L'Atalante (dir. Jean Vigo, 1934 France)
Jim Tudor - Contributing writer
Jean Vigo – filmmaker, tragedy, enigma. Only three films - only one of them a feature - and still, an undisputed marvel in cinema history. François Truffaut adored his work, and made darn sure everyone knew it. Is it true that there'd be no French New Wave without Vigo? One thing's for sure, it would've been a lot less breezy, a lot less intimate.
Vigo died of tuberculosis at 29, and by much speculation, probably knew he would die young. Which makes the way his films so positively embrace life, in all its eccentricities and mundanities, all the more remarkable.

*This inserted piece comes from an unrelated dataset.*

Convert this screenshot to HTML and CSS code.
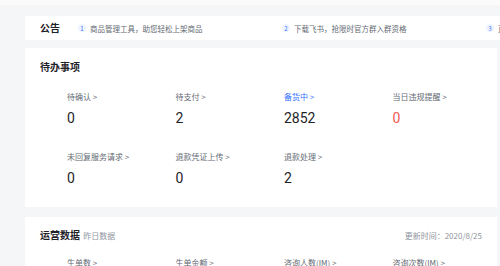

In L'Atalante, a headstrong French village girl, Juliette (Dita Parlo, wonderful), marries a ship captain (Jean Dasté), immediately setting off on his vessel (the L'Atalante) for her first trip to Paris. The subsequent journey is so full of filmmaking spark and charm that you barely notice that most of the film is confined to the ship. More accurately, Juliette is confined when her husband becomes jealous of her flirtatious nature. Eventually, defiantly, she hits Paris, and he becomes despondent, seeing her magical image underwater. They share a scene of bold 1934 French movie eroticism while separated before finally reuniting.
Sweet, unconventional, and perhaps indebted to Murnau's Sunrise, the film is a pre-Citizen Kane world cinema masterpiece-come-lately, as fast and loose as the New Wave it would inspire 25+ years later, but controlled and precise all the same. Vigo's camera placement is far ahead of its time, even if his point-of-view/screen direction matching is suspect and wonky some of the time. But then again, montage and untethered creativity in visuals are the name of the game.
Like Sunrise, it's fair to call L'Atalante one of the first great “date movies”, a satisfying enigma in itself.